*Exercise instructions*:
Please transcribe the data below exactly. Leave the pictures out.

*Collected data*:
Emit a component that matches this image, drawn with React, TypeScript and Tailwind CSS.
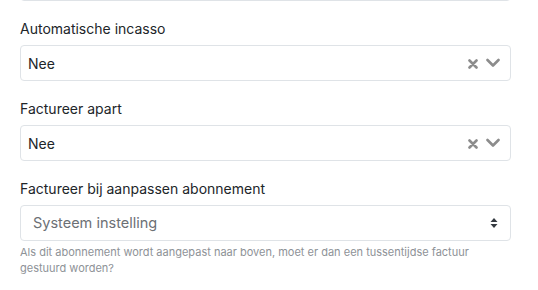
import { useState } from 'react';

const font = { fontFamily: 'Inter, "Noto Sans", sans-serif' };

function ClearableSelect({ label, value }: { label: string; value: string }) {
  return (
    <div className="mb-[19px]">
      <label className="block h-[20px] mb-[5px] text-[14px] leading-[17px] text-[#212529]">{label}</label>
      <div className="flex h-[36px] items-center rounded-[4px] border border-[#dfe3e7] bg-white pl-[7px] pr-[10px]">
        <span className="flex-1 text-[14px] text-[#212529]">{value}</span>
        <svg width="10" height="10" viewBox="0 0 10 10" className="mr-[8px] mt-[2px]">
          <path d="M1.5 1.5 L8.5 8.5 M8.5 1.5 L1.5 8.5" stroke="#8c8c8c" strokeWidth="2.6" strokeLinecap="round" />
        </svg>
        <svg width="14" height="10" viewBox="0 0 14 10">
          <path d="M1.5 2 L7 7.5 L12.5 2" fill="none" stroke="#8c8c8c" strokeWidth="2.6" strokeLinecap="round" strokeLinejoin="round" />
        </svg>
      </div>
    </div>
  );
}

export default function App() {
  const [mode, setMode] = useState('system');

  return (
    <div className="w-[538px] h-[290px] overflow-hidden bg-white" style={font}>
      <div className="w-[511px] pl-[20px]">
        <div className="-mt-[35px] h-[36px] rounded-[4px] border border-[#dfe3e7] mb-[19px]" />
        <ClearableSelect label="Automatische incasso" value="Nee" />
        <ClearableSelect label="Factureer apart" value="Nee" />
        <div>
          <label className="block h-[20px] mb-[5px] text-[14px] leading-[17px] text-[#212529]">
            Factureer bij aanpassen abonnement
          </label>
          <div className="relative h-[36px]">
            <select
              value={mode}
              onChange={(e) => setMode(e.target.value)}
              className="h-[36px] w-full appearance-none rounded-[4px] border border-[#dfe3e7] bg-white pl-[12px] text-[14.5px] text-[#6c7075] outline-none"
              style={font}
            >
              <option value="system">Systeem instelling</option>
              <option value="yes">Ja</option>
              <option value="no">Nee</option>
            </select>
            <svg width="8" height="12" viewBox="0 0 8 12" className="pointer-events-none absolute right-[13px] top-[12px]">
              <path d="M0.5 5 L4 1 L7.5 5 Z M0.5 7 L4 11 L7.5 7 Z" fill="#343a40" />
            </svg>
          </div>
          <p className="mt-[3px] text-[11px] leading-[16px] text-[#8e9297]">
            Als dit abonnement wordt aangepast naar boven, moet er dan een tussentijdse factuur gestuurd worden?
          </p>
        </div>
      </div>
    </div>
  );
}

*Completed exercise*:
Emit a component that matches this image, drawn with React, TypeScript and Tailwind CSS.
import { useState } from 'react';

const font = { fontFamily: 'Inter, "Noto Sans", sans-serif' };

function ClearableSelect({ label, value }: { label: string; value: string }) {
  return (
    <div className="mb-[19px]">
      <label className="block h-[20px] mb-[5px] text-[14px] leading-[17px] text-[#212529]">{label}</label>
      <div className="flex h-[36px] items-center rounded-[4px] border border-[#dfe3e7] bg-white pl-[7px] pr-[10px]">
        <span className="flex-1 text-[14px] text-[#212529]">{value}</span>
        <svg width="10" height="10" viewBox="0 0 10 10" className="mr-[8px] mt-[2px]">
          <path d="M1.5 1.5 L8.5 8.5 M8.5 1.5 L1.5 8.5" stroke="#8c8c8c" strokeWidth="2.6" strokeLinecap="round" />
        </svg>
        <svg width="14" height="10" viewBox="0 0 14 10">
          <path d="M1.5 2 L7 7.5 L12.5 2" fill="none" stroke="#8c8c8c" strokeWidth="2.6" strokeLinecap="round" strokeLinejoin="round" />
        </svg>
      </div>
    </div>
  );
}

export default function App() {
  const [mode, setMode] = useState('system');

  return (
    <div className="w-[538px] h-[290px] overflow-hidden bg-white" style={font}>
      <div className="w-[511px] pl-[20px]">
        <div className="-mt-[35px] h-[36px] rounded-[4px] border border-[#dfe3e7] mb-[19px]" />
        <ClearableSelect label="Automatische incasso" value="Nee" />
        <ClearableSelect label="Factureer apart" value="Nee" />
        <div>
          <label className="block h-[20px] mb-[5px] text-[14px] leading-[17px] text-[#212529]">
            Factureer bij aanpassen abonnement
          </label>
          <div className="relative h-[36px]">
            <select
              value={mode}
              onChange={(e) => setMode(e.target.value)}
              className="h-[36px] w-full appearance-none rounded-[4px] border border-[#dfe3e7] bg-white pl-[12px] text-[14.5px] text-[#6c7075] outline-none"
              style={font}
            >
              <option value="system">Systeem instelling</option>
              <option value="yes">Ja</option>
              <option value="no">Nee</option>
            </select>
            <svg width="8" height="12" viewBox="0 0 8 12" className="pointer-events-none absolute right-[13px] top-[12px]">
              <path d="M0.5 5 L4 1 L7.5 5 Z M0.5 7 L4 11 L7.5 7 Z" fill="#343a40" />
            </svg>
          </div>
          <p className="mt-[3px] text-[11px] leading-[16px] text-[#8e9297]">
            Als dit abonnement wordt aangepast naar boven, moet er dan een tussentijdse factuur gestuurd worden?
          </p>
        </div>
      </div>
    </div>
  );
}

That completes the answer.